#### [DATA SEGMENT]
|---|

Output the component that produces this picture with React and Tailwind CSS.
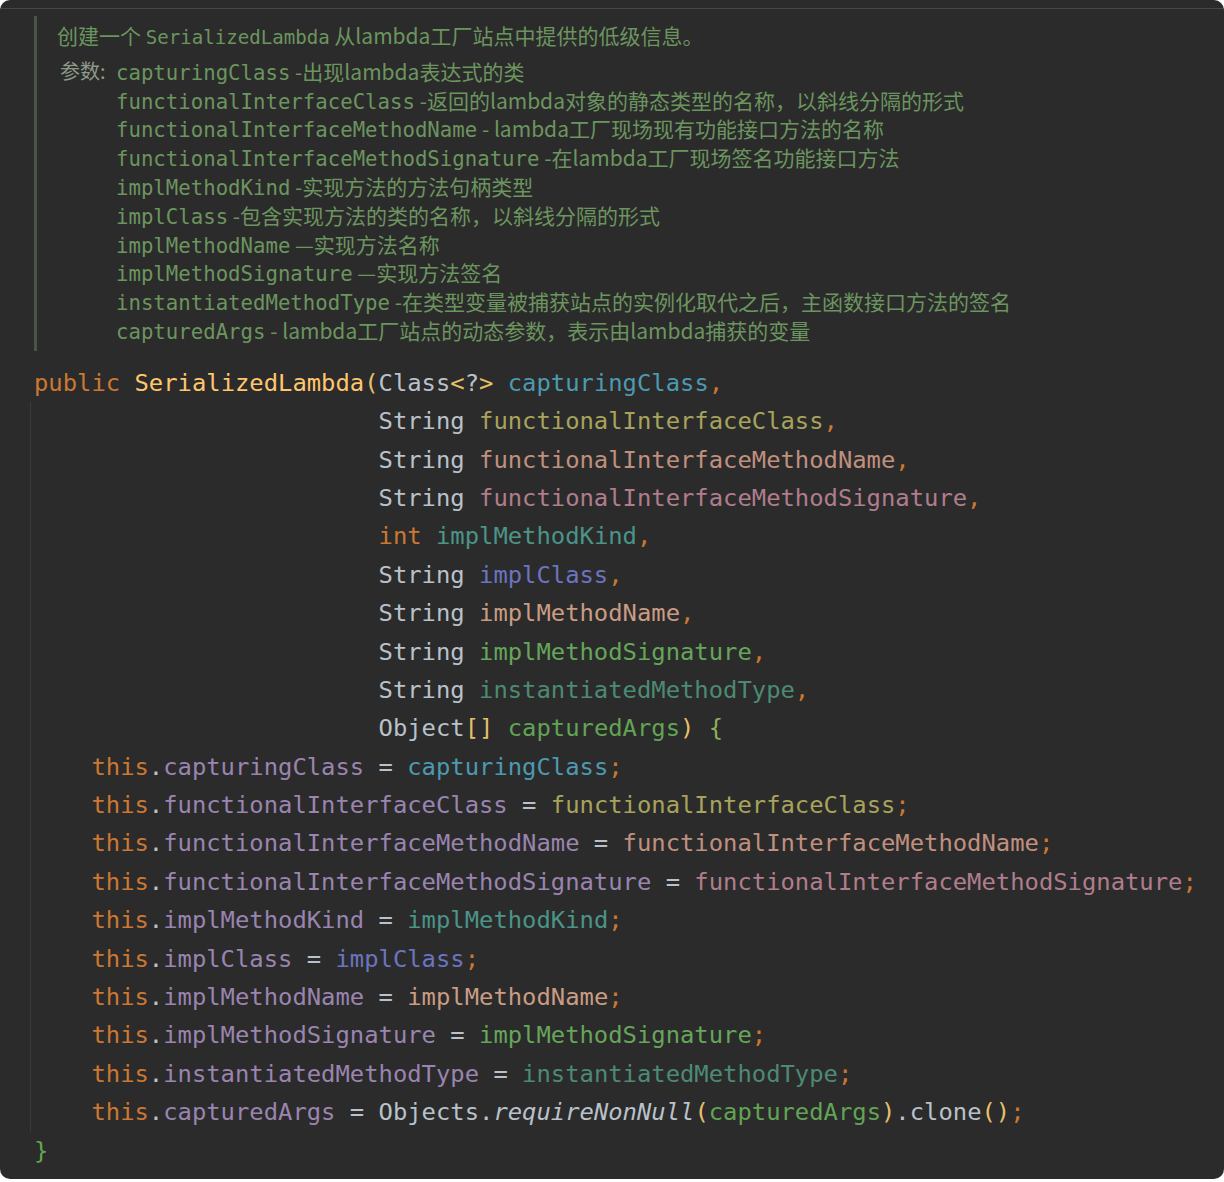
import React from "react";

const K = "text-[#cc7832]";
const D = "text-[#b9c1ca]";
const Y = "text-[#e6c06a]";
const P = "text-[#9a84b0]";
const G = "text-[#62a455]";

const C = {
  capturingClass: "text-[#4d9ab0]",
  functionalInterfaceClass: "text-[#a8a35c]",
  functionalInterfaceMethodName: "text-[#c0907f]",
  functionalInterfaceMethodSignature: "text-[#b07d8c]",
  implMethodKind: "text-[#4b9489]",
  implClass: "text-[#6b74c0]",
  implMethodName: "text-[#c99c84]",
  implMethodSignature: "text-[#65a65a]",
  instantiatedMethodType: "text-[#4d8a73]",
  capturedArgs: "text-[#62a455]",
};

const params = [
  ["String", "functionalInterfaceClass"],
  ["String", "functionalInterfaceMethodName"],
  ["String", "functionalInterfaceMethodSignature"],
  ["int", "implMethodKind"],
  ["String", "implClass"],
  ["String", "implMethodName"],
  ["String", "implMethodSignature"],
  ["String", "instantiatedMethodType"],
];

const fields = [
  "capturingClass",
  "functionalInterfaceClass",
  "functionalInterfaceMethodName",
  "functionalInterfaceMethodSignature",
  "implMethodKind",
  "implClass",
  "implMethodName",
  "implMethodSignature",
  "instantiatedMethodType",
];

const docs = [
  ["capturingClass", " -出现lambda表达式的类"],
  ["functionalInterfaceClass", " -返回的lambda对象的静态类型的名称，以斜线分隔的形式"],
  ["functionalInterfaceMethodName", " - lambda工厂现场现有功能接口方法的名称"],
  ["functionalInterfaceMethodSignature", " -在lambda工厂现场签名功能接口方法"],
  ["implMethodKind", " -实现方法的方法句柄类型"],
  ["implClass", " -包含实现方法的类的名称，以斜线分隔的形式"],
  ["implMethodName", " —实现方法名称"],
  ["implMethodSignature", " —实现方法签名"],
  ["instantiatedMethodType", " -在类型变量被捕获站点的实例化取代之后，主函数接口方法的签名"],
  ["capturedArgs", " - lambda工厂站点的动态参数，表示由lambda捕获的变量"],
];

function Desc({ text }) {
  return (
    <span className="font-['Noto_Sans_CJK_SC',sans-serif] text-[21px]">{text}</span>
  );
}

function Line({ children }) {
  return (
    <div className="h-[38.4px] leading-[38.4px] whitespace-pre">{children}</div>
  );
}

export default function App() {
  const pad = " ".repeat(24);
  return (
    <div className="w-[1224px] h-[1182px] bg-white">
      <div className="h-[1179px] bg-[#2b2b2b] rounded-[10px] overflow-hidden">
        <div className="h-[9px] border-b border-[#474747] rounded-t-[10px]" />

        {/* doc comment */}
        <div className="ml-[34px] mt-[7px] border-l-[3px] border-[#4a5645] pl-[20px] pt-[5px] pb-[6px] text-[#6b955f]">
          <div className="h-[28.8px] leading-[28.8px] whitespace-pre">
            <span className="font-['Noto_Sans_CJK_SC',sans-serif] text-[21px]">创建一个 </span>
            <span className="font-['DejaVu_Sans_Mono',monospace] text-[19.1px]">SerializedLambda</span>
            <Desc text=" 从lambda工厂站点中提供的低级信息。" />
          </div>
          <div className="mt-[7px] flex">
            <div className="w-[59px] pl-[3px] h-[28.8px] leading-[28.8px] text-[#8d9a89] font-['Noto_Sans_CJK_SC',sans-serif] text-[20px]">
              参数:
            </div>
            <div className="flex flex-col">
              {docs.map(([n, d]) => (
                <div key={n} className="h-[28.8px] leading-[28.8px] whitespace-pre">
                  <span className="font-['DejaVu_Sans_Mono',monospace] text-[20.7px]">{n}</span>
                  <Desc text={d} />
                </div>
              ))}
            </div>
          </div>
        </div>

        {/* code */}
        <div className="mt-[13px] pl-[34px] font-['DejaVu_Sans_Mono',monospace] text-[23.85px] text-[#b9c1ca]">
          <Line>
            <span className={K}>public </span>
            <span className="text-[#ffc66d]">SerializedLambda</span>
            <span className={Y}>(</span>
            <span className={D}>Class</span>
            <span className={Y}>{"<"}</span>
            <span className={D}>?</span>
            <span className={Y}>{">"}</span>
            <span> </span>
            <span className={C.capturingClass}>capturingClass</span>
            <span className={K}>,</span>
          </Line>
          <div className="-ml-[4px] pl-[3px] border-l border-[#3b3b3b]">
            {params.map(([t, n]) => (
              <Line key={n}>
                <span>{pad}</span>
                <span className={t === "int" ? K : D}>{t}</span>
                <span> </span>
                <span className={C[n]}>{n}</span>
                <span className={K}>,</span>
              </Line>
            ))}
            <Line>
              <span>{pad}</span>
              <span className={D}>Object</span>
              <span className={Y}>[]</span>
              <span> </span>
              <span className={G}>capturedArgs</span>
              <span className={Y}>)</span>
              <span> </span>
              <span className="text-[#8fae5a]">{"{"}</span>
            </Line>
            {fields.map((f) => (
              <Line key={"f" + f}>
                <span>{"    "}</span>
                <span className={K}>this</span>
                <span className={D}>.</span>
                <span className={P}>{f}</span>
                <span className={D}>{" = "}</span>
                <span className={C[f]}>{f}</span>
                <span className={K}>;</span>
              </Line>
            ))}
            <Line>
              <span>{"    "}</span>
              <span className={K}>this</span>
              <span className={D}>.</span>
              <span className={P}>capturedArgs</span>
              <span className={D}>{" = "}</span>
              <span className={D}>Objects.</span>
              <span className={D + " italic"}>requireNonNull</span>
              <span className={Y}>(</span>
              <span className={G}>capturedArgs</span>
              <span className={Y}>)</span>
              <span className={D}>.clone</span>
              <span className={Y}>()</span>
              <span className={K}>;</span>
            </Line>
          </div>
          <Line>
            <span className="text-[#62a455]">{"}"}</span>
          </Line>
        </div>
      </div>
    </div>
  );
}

|---|

#### [JOB]
Pictures are excluded; copy all other data exactly as shown.

#### [FULL RESPONSE]
Output the component that produces this picture with React and Tailwind CSS.
import React from "react";

const K = "text-[#cc7832]";
const D = "text-[#b9c1ca]";
const Y = "text-[#e6c06a]";
const P = "text-[#9a84b0]";
const G = "text-[#62a455]";

const C = {
  capturingClass: "text-[#4d9ab0]",
  functionalInterfaceClass: "text-[#a8a35c]",
  functionalInterfaceMethodName: "text-[#c0907f]",
  functionalInterfaceMethodSignature: "text-[#b07d8c]",
  implMethodKind: "text-[#4b9489]",
  implClass: "text-[#6b74c0]",
  implMethodName: "text-[#c99c84]",
  implMethodSignature: "text-[#65a65a]",
  instantiatedMethodType: "text-[#4d8a73]",
  capturedArgs: "text-[#62a455]",
};

const params = [
  ["String", "functionalInterfaceClass"],
  ["String", "functionalInterfaceMethodName"],
  ["String", "functionalInterfaceMethodSignature"],
  ["int", "implMethodKind"],
  ["String", "implClass"],
  ["String", "implMethodName"],
  ["String", "implMethodSignature"],
  ["String", "instantiatedMethodType"],
];

const fields = [
  "capturingClass",
  "functionalInterfaceClass",
  "functionalInterfaceMethodName",
  "functionalInterfaceMethodSignature",
  "implMethodKind",
  "implClass",
  "implMethodName",
  "implMethodSignature",
  "instantiatedMethodType",
];

const docs = [
  ["capturingClass", " -出现lambda表达式的类"],
  ["functionalInterfaceClass", " -返回的lambda对象的静态类型的名称，以斜线分隔的形式"],
  ["functionalInterfaceMethodName", " - lambda工厂现场现有功能接口方法的名称"],
  ["functionalInterfaceMethodSignature", " -在lambda工厂现场签名功能接口方法"],
  ["implMethodKind", " -实现方法的方法句柄类型"],
  ["implClass", " -包含实现方法的类的名称，以斜线分隔的形式"],
  ["implMethodName", " —实现方法名称"],
  ["implMethodSignature", " —实现方法签名"],
  ["instantiatedMethodType", " -在类型变量被捕获站点的实例化取代之后，主函数接口方法的签名"],
  ["capturedArgs", " - lambda工厂站点的动态参数，表示由lambda捕获的变量"],
];

function Desc({ text }) {
  return (
    <span className="font-['Noto_Sans_CJK_SC',sans-serif] text-[21px]">{text}</span>
  );
}

function Line({ children }) {
  return (
    <div className="h-[38.4px] leading-[38.4px] whitespace-pre">{children}</div>
  );
}

export default function App() {
  const pad = " ".repeat(24);
  return (
    <div className="w-[1224px] h-[1182px] bg-white">
      <div className="h-[1179px] bg-[#2b2b2b] rounded-[10px] overflow-hidden">
        <div className="h-[9px] border-b border-[#474747] rounded-t-[10px]" />

        {/* doc comment */}
        <div className="ml-[34px] mt-[7px] border-l-[3px] border-[#4a5645] pl-[20px] pt-[5px] pb-[6px] text-[#6b955f]">
          <div className="h-[28.8px] leading-[28.8px] whitespace-pre">
            <span className="font-['Noto_Sans_CJK_SC',sans-serif] text-[21px]">创建一个 </span>
            <span className="font-['DejaVu_Sans_Mono',monospace] text-[19.1px]">SerializedLambda</span>
            <Desc text=" 从lambda工厂站点中提供的低级信息。" />
          </div>
          <div className="mt-[7px] flex">
            <div className="w-[59px] pl-[3px] h-[28.8px] leading-[28.8px] text-[#8d9a89] font-['Noto_Sans_CJK_SC',sans-serif] text-[20px]">
              参数:
            </div>
            <div className="flex flex-col">
              {docs.map(([n, d]) => (
                <div key={n} className="h-[28.8px] leading-[28.8px] whitespace-pre">
                  <span className="font-['DejaVu_Sans_Mono',monospace] text-[20.7px]">{n}</span>
                  <Desc text={d} />
                </div>
              ))}
            </div>
          </div>
        </div>

        {/* code */}
        <div className="mt-[13px] pl-[34px] font-['DejaVu_Sans_Mono',monospace] text-[23.85px] text-[#b9c1ca]">
          <Line>
            <span className={K}>public </span>
            <span className="text-[#ffc66d]">SerializedLambda</span>
            <span className={Y}>(</span>
            <span className={D}>Class</span>
            <span className={Y}>{"<"}</span>
            <span className={D}>?</span>
            <span className={Y}>{">"}</span>
            <span> </span>
            <span className={C.capturingClass}>capturingClass</span>
            <span className={K}>,</span>
          </Line>
          <div className="-ml-[4px] pl-[3px] border-l border-[#3b3b3b]">
            {params.map(([t, n]) => (
              <Line key={n}>
                <span>{pad}</span>
                <span className={t === "int" ? K : D}>{t}</span>
                <span> </span>
                <span className={C[n]}>{n}</span>
                <span className={K}>,</span>
              </Line>
            ))}
            <Line>
              <span>{pad}</span>
              <span className={D}>Object</span>
              <span className={Y}>[]</span>
              <span> </span>
              <span className={G}>capturedArgs</span>
              <span className={Y}>)</span>
              <span> </span>
              <span className="text-[#8fae5a]">{"{"}</span>
            </Line>
            {fields.map((f) => (
              <Line key={"f" + f}>
                <span>{"    "}</span>
                <span className={K}>this</span>
                <span className={D}>.</span>
                <span className={P}>{f}</span>
                <span className={D}>{" = "}</span>
                <span className={C[f]}>{f}</span>
                <span className={K}>;</span>
              </Line>
            ))}
            <Line>
              <span>{"    "}</span>
              <span className={K}>this</span>
              <span className={D}>.</span>
              <span className={P}>capturedArgs</span>
              <span className={D}>{" = "}</span>
              <span className={D}>Objects.</span>
              <span className={D + " italic"}>requireNonNull</span>
              <span className={Y}>(</span>
              <span className={G}>capturedArgs</span>
              <span className={Y}>)</span>
              <span className={D}>.clone</span>
              <span className={Y}>()</span>
              <span className={K}>;</span>
            </Line>
          </div>
          <Line>
            <span className="text-[#62a455]">{"}"}</span>
          </Line>
        </div>
      </div>
    </div>
  );
}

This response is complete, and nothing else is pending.